Gastkommentar

Was tun mit 120.000 Langzeitarbeitlosen?

Die Pläne der Regierung, alle Menschen im unteren Einkommensdrittel schlechter zu stellen – und ihre Folgen.

Maria Mirlasits, 53 Jahre, hat 30 Jahre bei Triumph in Oberwart gearbeitet, seit deren Konkurs 2015 ist sie arbeitslos. Nach unzähligen Bewerbungen stellte ihr die Gemeinde Jennersdorf eine Stelle im Rahmen der Aktion 20.000 in Aussicht, diese gibt es nun nicht mehr.

Auch der Bauarbeiter Franz Kogler, 55 Jahre, hat 30 Arbeitsjahre „am Buckel“ und ist seit zwei Jahren arbeitslos. Er hätte bei der MA48 (Straßenreinigung) einen geförderten Job bekommen sollen, daraus wird nun nix.

Am 1. Jänner 2018 wäre die Aktion 20.000 voll angelaufen, an diesem Tag wurde sie gestoppt. Sie sei nicht „zielführend“. Doch Frau Mirlasits und Herrn Kogler hätten einen Job. Und sie hätte fast nichts gekostet: Für 20.000 Arbeitslose macht die Notstandshilfe in zwei Jahren (Projektdauer) 680 Millionen Euro aus (17.000 € pro Person und Jahr). Maximal veranschlagt waren nur um 98 Mill. mehr (778 Mill. €).

Experten wie AMS-Chef Johannes Kopf erklären uns (jetzt), dass die Aktion keine nachhaltigen Arbeitsplätze schaffe. Tatsächlich wird aus dem geförderten Job ein dauerhafter, wenn sich die Person bewährt. Und sehr viele Arbeitslose über 50 sind qualifiziert, aber zu alt. Ihnen hilft auch der Konjunkturaufschwung nicht.

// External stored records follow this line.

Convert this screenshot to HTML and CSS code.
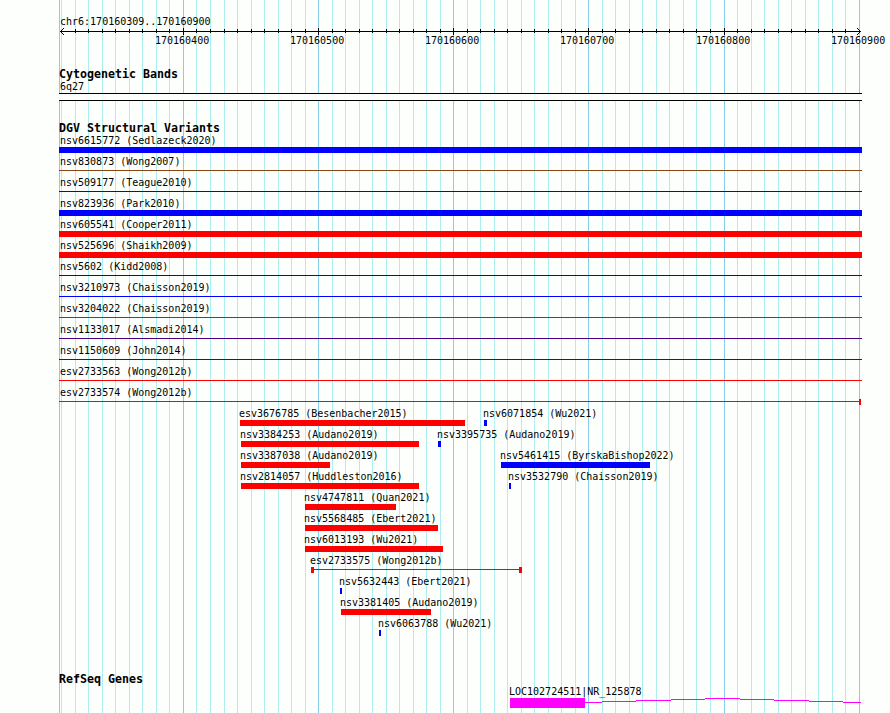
FILE: index.html
```html
<!DOCTYPE html>
<html lang="en">
<head>
<meta charset="utf-8">
<title>chr6:170160309..170160900</title>
<link rel="stylesheet" href="styles.css">
</head>
<body>
<main class="browser">
  <svg class="gridlines" width="890" height="713" aria-hidden="true">
    <path class="minor" d="M61.5 0v713M75.5 0v713M88.5 0v713M102.5 0v713M115.5 0v713M129.5 0v713M142.5 0v713M156.5 0v713M169.5 0v713M196.5 0v713M210.5 0v713M224.5 0v713M237.5 0v713M251.5 0v713M264.5 0v713M278.5 0v713M291.5 0v713M305.5 0v713M332.5 0v713M345.5 0v713M359.5 0v713M372.5 0v713M386.5 0v713M399.5 0v713M413.5 0v713M426.5 0v713M440.5 0v713M467.5 0v713M480.5 0v713M494.5 0v713M507.5 0v713M521.5 0v713M534.5 0v713M548.5 0v713M561.5 0v713M575.5 0v713M602.5 0v713M615.5 0v713M629.5 0v713M642.5 0v713M656.5 0v713M669.5 0v713M683.5 0v713M696.5 0v713M710.5 0v713M737.5 0v713M751.5 0v713M764.5 0v713M778.5 0v713M791.5 0v713M805.5 0v713M818.5 0v713M832.5 0v713M845.5 0v713"/>
    <path class="major" d="M59.5 0v713M183.5 0v713M318.5 0v713M453.5 0v713M588.5 0v713M724.5 0v713M859.5 0v713"/>
  </svg>

  <header class="ruler">
    <div class="label region">chr6:170160309..170160900</div>
    <svg class="axis" width="890" height="7" aria-hidden="true">
      <path d="M60 3.5h801M183.5 0v7M318.5 0v7M453.5 0v7M588.5 0v7M724.5 0v7"/>
      <path d="M75.5 1v4M88.5 1v4M102.5 1v4M115.5 1v4M129.5 1v4M142.5 1v4M156.5 1v4M169.5 1v4M196.5 1v4M210.5 1v4M224.5 1v4M237.5 1v4M251.5 1v4M264.5 1v4M278.5 1v4M291.5 1v4M305.5 1v4M332.5 1v4M345.5 1v4M359.5 1v4M372.5 1v4M386.5 1v4M399.5 1v4M413.5 1v4M426.5 1v4M440.5 1v4M467.5 1v4M480.5 1v4M494.5 1v4M507.5 1v4M521.5 1v4M534.5 1v4M548.5 1v4M561.5 1v4M575.5 1v4M602.5 1v4M615.5 1v4M629.5 1v4M642.5 1v4M656.5 1v4M669.5 1v4M683.5 1v4M696.5 1v4M710.5 1v4M737.5 1v4M751.5 1v4M764.5 1v4M778.5 1v4M791.5 1v4M805.5 1v4M818.5 1v4M832.5 1v4M845.5 1v4"/>
      <path d="M60 3.5h1M61 2.5h1M61 4.5h1M62 1.5h1M62 5.5h1M63 .5h1M63 6.5h1M859 2.5h1M859 4.5h1M858 1.5h1M858 5.5h1M857 .5h1M857 6.5h1"/>
    </svg>
    <div class="ticks">
      <span class="label" style="--x:155px">170160400</span>
      <span class="label" style="--x:290px">170160500</span>
      <span class="label" style="--x:425px">170160600</span>
      <span class="label" style="--x:560px">170160700</span>
      <span class="label" style="--x:696px">170160800</span>
      <span class="label" style="--x:831px">170160900</span>
    </div>
  </header>

  <section class="track bands">
    <h2>Cytogenetic Bands</h2>
    <div class="label">6q27</div>
    <div class="band"></div>
  </section>

  <section class="track variants">
    <h2>DGV Structural Variants</h2>
    <div class="row"><div class="item full"><span class="label">nsv6615772 (Sedlazeck2020)</span><i class="bar blue"></i></div></div>
    <div class="row"><div class="item full"><span class="label">nsv830873 (Wong2007)</span><i class="bar thin brown"></i></div></div>
    <div class="row"><div class="item full"><span class="label">nsv509177 (Teague2010)</span><i class="bar thin blue"></i></div></div>
    <div class="row"><div class="item full"><span class="label">nsv823936 (Park2010)</span><i class="bar blue"></i></div></div>
    <div class="row"><div class="item full"><span class="label">nsv605541 (Cooper2011)</span><i class="bar red"></i></div></div>
    <div class="row"><div class="item full"><span class="label">nsv525696 (Shaikh2009)</span><i class="bar red"></i></div></div>
    <div class="row"><div class="item full"><span class="label">nsv5602 (Kidd2008)</span><i class="bar thin blue"></i></div></div>
    <div class="row"><div class="item full"><span class="label">nsv3210973 (Chaisson2019)</span><i class="bar thin blue"></i></div></div>
    <div class="row"><div class="item full"><span class="label">nsv3204022 (Chaisson2019)</span><i class="bar thin red"></i></div></div>
    <div class="row"><div class="item full"><span class="label">nsv1133017 (Alsmadi2014)</span><i class="bar thin indigo"></i></div></div>
    <div class="row"><div class="item full"><span class="label">nsv1150609 (John2014)</span><i class="bar thin indigo"></i></div></div>
    <div class="row"><div class="item full"><span class="label">esv2733563 (Wong2012b)</span><i class="bar thin red"></i></div></div>
    <div class="row"><div class="item full"><span class="label">esv2733574 (Wong2012b)</span><i class="bar span open"></i></div></div>
    <div class="row">
      <div class="item" style="--x:240px;--w:225px"><span class="label">esv3676785 (Besenbacher2015)</span><i class="bar red"></i></div>
      <div class="item" style="--x:484px;--w:3px"><span class="label">nsv6071854 (Wu2021)</span><i class="bar blue"></i></div>
    </div>
    <div class="row">
      <div class="item" style="--x:241px;--w:178px"><span class="label">nsv3384253 (Audano2019)</span><i class="bar red"></i></div>
      <div class="item" style="--x:438px;--w:3px"><span class="label">nsv3395735 (Audano2019)</span><i class="bar blue"></i></div>
    </div>
    <div class="row">
      <div class="item" style="--x:241px;--w:89px"><span class="label">nsv3387038 (Audano2019)</span><i class="bar red"></i></div>
      <div class="item" style="--x:501px;--w:149px"><span class="label">nsv5461415 (ByrskaBishop2022)</span><i class="bar blue"></i></div>
    </div>
    <div class="row">
      <div class="item" style="--x:241px;--w:178px"><span class="label">nsv2814057 (Huddleston2016)</span><i class="bar red"></i></div>
      <div class="item" style="--x:509px;--w:2px"><span class="label">nsv3532790 (Chaisson2019)</span><i class="bar blue"></i></div>
    </div>
    <div class="row"><div class="item" style="--x:305px;--w:91px"><span class="label">nsv4747811 (Quan2021)</span><i class="bar red"></i></div></div>
    <div class="row"><div class="item" style="--x:305px;--w:133px"><span class="label">nsv5568485 (Ebert2021)</span><i class="bar red"></i></div></div>
    <div class="row"><div class="item" style="--x:305px;--w:138px"><span class="label">nsv6013193 (Wu2021)</span><i class="bar red"></i></div></div>
    <div class="row"><div class="item" style="--x:311px;--w:211px"><span class="label">esv2733575 (Wong2012b)</span><i class="bar span"></i></div></div>
    <div class="row"><div class="item" style="--x:340px;--w:2px"><span class="label">nsv5632443 (Ebert2021)</span><i class="bar blue"></i></div></div>
    <div class="row"><div class="item" style="--x:341px;--w:90px"><span class="label">nsv3381405 (Audano2019)</span><i class="bar red"></i></div></div>
    <div class="row"><div class="item" style="--x:379px;--w:2px"><span class="label">nsv6063788 (Wu2021)</span><i class="bar blue"></i></div></div>
  </section>

  <section class="track genes">
    <h2>RefSeq Genes</h2>
    <div class="row">
      <div class="item" style="--x:510px;--w:351px">
        <span class="label">LOC102724511|NR_125878</span>
        <svg class="gene" width="351" height="10" aria-hidden="true">
          <rect width="75" height="10"/>
          <path d="M75 4.5h17M92 3.5h34M126 2.5h35M161 1.5h34M195 .5h35M230 1.5h34M264 2.5h35M299 3.5h34M333 4.5h18"/>
        </svg>
      </div>
    </div>
  </section>
</main>
</body>
</html>
```
FILE: styles.css
```css
body {
  margin: 0;
  background: #fdfffc;
  color: #000;
  font-family: "DejaVu Sans Mono", monospace;
}

.browser {
  position: relative;
  isolation: isolate;
  display: flow-root;
  width: 890px;
  height: 713px;
  overflow: hidden;
}

.gridlines {
  position: absolute;
  inset: 0;
  z-index: -1;
  shape-rendering: crispEdges;
}

.minor { stroke: #afeeee; }
.major { stroke: #87ceeb; }

.label {
  display: block;
  font-size: 10px;
  line-height: 13px;
  height: 13px;
  letter-spacing: 0;
  white-space: pre;
}

.ruler { padding-top: 15px; }
.region { margin-left: 60px; }

.axis {
  display: block;
  stroke: #000;
  shape-rendering: crispEdges;
}

.ticks {
  display: grid;
  margin-top: -1px;
}

.ticks .label {
  grid-area: 1 / 1;
  margin-left: var(--x);
}

h2 {
  margin: 0 0 0 59px;
  font-size: 11.63px;
  font-weight: bold;
  line-height: 14px;
  height: 14px;
  white-space: pre;
}

.bands { margin-top: 20px; }
.bands h2 { height: 13px; }
.bands .label { margin-left: 60px; }

.band {
  box-sizing: border-box;
  width: 803px;
  height: 8px;
  margin-left: 59px;
  border: solid #000;
  border-width: 1px 0;
  background: #fdfffc;
}

.variants { margin-top: 20px; }
.variants h2 { height: 13px; }

.row {
  display: grid;
  height: 21px;
}

.item {
  --shift: -1px;
  grid-area: 1 / 1;
  width: var(--w);
  margin-left: var(--x);
}

.item.full {
  --x: 59px;
  --w: 803px;
  --shift: 1px;
}

.item .label { margin-left: var(--shift); }

.bar {
  display: block;
  height: 6px;
}

.thin {
  height: 1px;
  margin-top: 2px;
}

.red { background: #f00; }
.blue { background: #00f; }
.brown { background: #8b4513; }
.indigo { background: #4b0082; }

.span {
  box-sizing: border-box;
  border: solid #f00;
  border-width: 0 3px;
  background: linear-gradient(#f00, #f00) 0 2px / 100% 1px no-repeat;
}

.span.open {
  width: 802px;
  border-width: 0 2px 0 0;
}

.genes { margin-top: 34px; }
.genes h2 { height: 13px; }

.gene {
  display: block;
  fill: #f0f;
  stroke: #f0f;
  shape-rendering: crispEdges;
}

.gene rect { stroke: none; }
```
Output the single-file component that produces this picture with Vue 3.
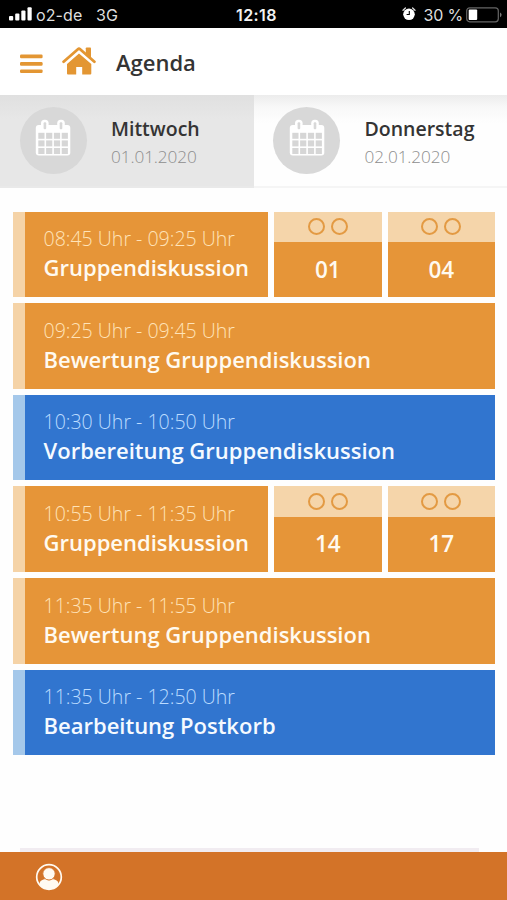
<script setup>
const days = [
  { name: 'Mittwoch', date: '01.01.2020', active: true },
  { name: 'Donnerstag', date: '02.01.2020', active: false },
]
const entries = [
  { time: '08:45 Uhr - 09:25 Uhr', title: 'Gruppendiskussion', rooms: ['01', '04'] },
  { time: '09:25 Uhr - 09:45 Uhr', title: 'Bewertung Gruppendiskussion' },
  { time: '10:30 Uhr - 10:50 Uhr', title: 'Vorbereitung Gruppendiskussion', blue: true },
  { time: '10:55 Uhr - 11:35 Uhr', title: 'Gruppendiskussion', rooms: ['14', '17'] },
  { time: '11:35 Uhr - 11:55 Uhr', title: 'Bewertung Gruppendiskussion' },
  { time: '11:35 Uhr - 12:50 Uhr', title: 'Bearbeitung Postkorb', blue: true },
]
const cells = [0, 1, 2, 3]
</script>

<template>
  <div class="screen">
    <div class="status">
      <svg class="signal" width="23" height="14" viewBox="0 0 23 14" fill="#fff">
        <rect x="0" y="9" width="4.2" height="4.6" rx="1" />
        <rect x="6.2" y="6.6" width="4.2" height="7" rx="1" />
        <rect x="12.3" y="3.6" width="4.2" height="10" rx="1" />
        <rect x="18.5" y="0.3" width="4.2" height="13.3" rx="1" />
      </svg>
      <span class="carrier">o2-de</span>
      <span class="network">3G</span>
      <span class="clock">12:18</span>
      <svg class="alarm" width="14" height="14" viewBox="0 0 14 14">
        <path d="M1 3.2 3.4 1M13 3.2 10.6 1" stroke="#ddd" stroke-width="1.3" stroke-linecap="round" />
        <circle cx="7" cy="7.3" r="5.8" fill="#fff" />
        <path d="M7.3 3.9v3.6H4.6" fill="none" stroke="#000" stroke-width="1.1" />
      </svg>
      <span class="percent">30 %</span>
      <svg class="battery" width="36" height="16" viewBox="0 0 36 16">
        <rect x="0.7" y="0.8" width="31.6" height="14" rx="3" fill="none" stroke="#666" stroke-width="1.2" />
        <rect x="2.7" y="2.6" width="8.5" height="10.4" rx="1" fill="#fff" />
        <path d="M34 5.4q1.6.8 1.6 2.4T34 10.2z" fill="#777" />
      </svg>
    </div>

    <header class="header">
      <svg class="menu" width="23" height="20" viewBox="0 0 23 20" fill="#e39633">
        <rect x="0" y="0.6" width="22.6" height="3.6" rx="1.2" />
        <rect x="0" y="8.1" width="22.6" height="3.6" rx="1.2" />
        <rect x="0" y="15.4" width="22.6" height="3.6" rx="1.2" />
      </svg>
      <svg class="home" width="34" height="29" viewBox="0 0 34 29">
        <path d="M17 6.4 29.3 17v9.4q0 1-1 1h-8.1v-7.4h-6v7.4H6q-1 0-1-1V17z" fill="#e39633" />
        <path d="M1.6 15.4 17 2.2l15.4 13.2" fill="none" stroke="#fff" stroke-width="4.4" />
        <path d="M23.8 1.3q0-.8.8-.8h3.6q.8 0 .8.8v10.4L23.8 7z" fill="#e39633" />
        <path d="M1.6 14.7 15.9 2.2q1.1-1 2.2 0l14.3 12.5" fill="none" stroke="#e39633" stroke-width="2.8" stroke-linecap="round" />
      </svg>
      <h1>Agenda</h1>
    </header>

    <nav class="days">
      <div v-for="d in days" :key="d.name" class="day" :class="{ active: d.active }">
        <div class="badge">
          <svg width="36" height="38" viewBox="0 0 36 38">
            <rect x="0.8" y="6" width="34.5" height="30.6" rx="3" fill="#fff" />
            <rect x="6" y="0.8" width="7.6" height="12" rx="3.5" fill="#fff" />
            <rect x="22.2" y="0.8" width="7.6" height="12" rx="3.5" fill="#fff" />
            <rect x="8.6" y="3.2" width="2.6" height="7" rx="1" fill="#d8d8d8" />
            <rect x="24.7" y="3.2" width="2.6" height="7" rx="1" fill="#d8d8d8" />
            <g fill="#d6d6d6">
              <template v-for="r in 3" :key="r">
                <rect v-for="c in cells" :key="c" :x="3.3 + c * 7.8" :y="13.8 + (r - 1) * 7.6" width="6.2" height="6" />
              </template>
            </g>
          </svg>
        </div>
        <div class="day-text">
          <div class="day-name">{{ d.name }}</div>
          <div class="day-date">{{ d.date }}</div>
        </div>
      </div>
    </nav>

    <main class="agenda">
      <div v-for="(e, i) in entries" :key="i" class="row">
        <section class="entry" :class="{ blue: e.blue }">
          <div class="time">{{ e.time }}</div>
          <div class="title">{{ e.title }}</div>
        </section>
        <div v-for="room in e.rooms" :key="room" class="room">
          <div class="rings"><i></i><i></i></div>
          <div class="number">{{ room }}</div>
        </div>
      </div>
    </main>

    <div class="peek"></div>
    <footer class="footer">
      <svg width="28" height="28" viewBox="0 0 28 28">
        <defs>
          <clipPath id="profile-clip"><circle cx="14" cy="14" r="12.5" /></clipPath>
        </defs>
        <g clip-path="url(#profile-clip)" fill="#fffaf2">
          <path d="M4.5 28v-7q.3-3.4 4-4.4l2-.6q3.5 2.5 7 0l2 .6q3.700 1 4 4.400v7z" />
          <circle cx="14" cy="10.800" r="6.200" stroke="#d37328" stroke-width="0.900" />
        </g>
        <circle cx="14" cy="14" r="12.300" fill="none" stroke="#fffaf2" stroke-width="1.700" />
      </svg>
    </footer>
  </div>
</template>

<style>
body {
  margin: 0;
  background: #fff;
}
</style>

<style scoped>
.screen {
  width: 507px;
  height: 900px;
  display: flex;
  flex-direction: column;
  overflow: hidden;
  background: #fefefe;
  font-family: "Open Sans", "Noto Sans", sans-serif;
}
.status {
  height: 27.5px;
  flex: none;
  display: flex;
  align-items: center;
  box-sizing: border-box;
  padding: 3px 5px 0 9px;
  background: #000;
  color: #dedede;
  font: 16px/24px Inter, "Liberation Sans", sans-serif;
  white-space: nowrap;
}
.signal {
  margin-bottom: 2px;
}
.carrier {
  width: 60px;
  margin-left: 4px;
  letter-spacing: 0.1px;
}
.network {
  width: 140px;
}
.clock {
  width: 165.5px;
  color: #f2f2f2;
  font-weight: 600;
  letter-spacing: 0.4px;
}
.alarm {
  margin-bottom: 2px;
}
.percent {
  width: 39px;
  margin-left: 8px;
  letter-spacing: -0.2px;
}
.battery {
  margin-left: auto;
}
.header {
  height: 67px;
  flex: none;
  box-sizing: border-box;
  display: flex;
  align-items: center;
  padding: 4px 20px 0;
  background: #fff;
}
.menu {
  margin-top: 1px;
}
.home {
  margin-left: 19px;
  margin-top: -3px;
}
h1 {
  margin: 0 0 3px 20px;
  color: #343434;
  font-size: 22px;
  line-height: 30px;
  font-weight: 600;
}
.days {
  height: 93px;
  flex: none;
  display: grid;
  grid-template-columns: 253.5px 253.5px;
}
.day {
  box-sizing: border-box;
  display: flex;
  align-items: center;
  padding: 0 0 0 19.5px;
  background: linear-gradient(#ececec, #f8f8f8 12px, #fefefe 28px);
  border-bottom: 2px solid #f5f5f5;
}
.day.active {
  background: linear-gradient(#e0e0e0, #e7e7e7 24px);
  border-bottom-color: #e9e9e9;
}
.badge {
  width: 67px;
  height: 67px;
  flex: none;
  display: flex;
  justify-content: center;
  align-items: center;
  box-sizing: border-box;
  padding-bottom: 4px;
  border-radius: 50%;
  background: #d8d8d8;
}
.day-text {
  margin: 5px 0 0 24.5px;
}
.day-name {
  color: #343434;
  font-size: 19.5px;
  line-height: 28px;
  font-weight: 600;
}
.day-date {
  color: #8e8e8e;
  font-size: 17.2px;
  line-height: 27px;
  font-weight: 300;
  letter-spacing: -0.1px;
}
.agenda {
  display: flex;
  flex-direction: column;
  gap: 6.1px;
  padding: 24.2px 12px 0 13px;
}
.row {
  height: 85.5px;
  display: flex;
  gap: 6px;
}
.entry {
  flex: 1;
  box-sizing: border-box;
  padding: 13.5px 0 0 18.5px;
  border-left: 12.5px solid #f5d3a7;
  background: #e69538;
  color: #fffaf0;
  white-space: nowrap;
}
.entry.blue {
  border-left-color: #a5c8ea;
  background: #3175cf;
  color: #f5faff;
}
.time {
  color: #ffe3b8;
  font-size: 19.55px;
  line-height: 28px;
  font-weight: 300;
}
.blue .time {
  color: #bcdcff;
}
.title {
  font-size: 22px;
  line-height: 28px;
  font-weight: 600;
}
.room {
  width: 107.5px;
  flex: none;
  display: flex;
  flex-direction: column;
  background: #e69538;
}
.rings {
  height: 30.5px;
  flex: none;
  display: flex;
  justify-content: center;
  align-items: center;
  gap: 6px;
  background: #f5d5aa;
}
.rings i {
  width: 17px;
  height: 17px;
  box-sizing: border-box;
  border: 2px solid #e39a43;
  border-radius: 50%;
}
.number {
  padding-top: 12.5px;
  color: #fffaf0;
  font-size: 22.5px;
  line-height: 30px;
  font-weight: 600;
  text-align: center;
}
.peek {
  width: 459px;
  height: 4px;
  flex: none;
  margin: auto 0 0 20px;
  background: #f1ecf1;
}
.footer {
  height: 48.5px;
  flex: none;
  box-sizing: border-box;
  padding: 11.5px 0 0 35px;
  background: #d37328;
}
</style>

Die Aktion hätte im Endausbau 20.000 Langzeitarbeitslosen statt 17.000 € Notstandhilfe, maximal 19.400 € Gehalt gebracht. Für alle öffentlichen Haushalte wären höchstens 98 Millionen Euro Zusatzkosten entstanden, für die 20.000 Menschen aber Gefühle von Hoffnung und (Selbst)Wertschätzung.

Landeplatz Notstandshilfe

Was hat nun die Regierung mit den 120.000 anderen Langzeitarbeitslosen vor? Sie werden ihre Notstandshilfe verlieren und in der Mindestsicherung landen. Denn ein Ziel des Regierungsprogramms ist die „Harmonisierung von Arbeitslosengeld, Notstandshilfe und Bedarfsorientierter Mindestsicherung.“ (S. 143). Sozialministerin Beate Hartinger-Klein möchte zwar, dass sie ihr Privatvermögen nicht verlieren, doch zwei Klassen von Sozialhilfebeziehern kann es rechtlich nicht geben.

Neue Gerechtigkeit?

Zum Überleben werden Mirlasits und Kogler daher ihren Besitz hergeben müssen (aber 4000 € bleiben ihnen). Das entspricht der „Neuen Gerechtigkeit“, da ja alle Menschen im unteren Einkommensdrittel schlechter gestellt werden sollen (die Beitrags- und Steuersenkungen berühren sie nicht, die Sozialkürzungen aber schon).

Mit 55 bzw. 57 Jahren sind Frau Mirlasits und Herr Kogler noch zu der einen oder anderen Leistung fähig. Daher sieht das Regierungsprogramm vor: „Einführung einer grundsätzlichen Arbeits- und Teilhabepflicht für Sozialhilfebezieher ab dem 15. Lebensjahr.“ Ausnahme gibt es „nur bei Behinderung, Krankheit und Sorgepflichten.“ „Bei Verletzung der Arbeits- und Teilhabepflichten Kürzung bzw. vollständige Sperre der Sozialhilfe.“

Also wird Frau Mirlasits vielleicht in Jennersdorf ohne Lohn im Kindergarten helfen oder den Park sauber halten. Und Herr Kogler wird bei der MA48 mithelfen, wo er glaubte, eine neue Chance zu bekommen. Der Staat spart die kleine Differenz zwischen Notstandshilfe und Mindestsicherung.

Noch nie hat ein Bundeskanzler mit größerem Einsatz seine Anteilnahme am Schicksal der Ärmsten bekundet, tröstet nachts Obdachlose bei der Suppenausgabe, verkündet gemeinsam mit Erzbischöfen, Caritas-Direktoren oder kleinen Drei Königen: Wir dürfen die Armen nicht vergessen, durch uns alle, mit uns allen und für uns alle. Nicht das Erreichte zählt, sondern das Erzählte reicht – oder?

Stephan Schulmeister ist Wirtschaftsforscher und Universitätslektor in Wien.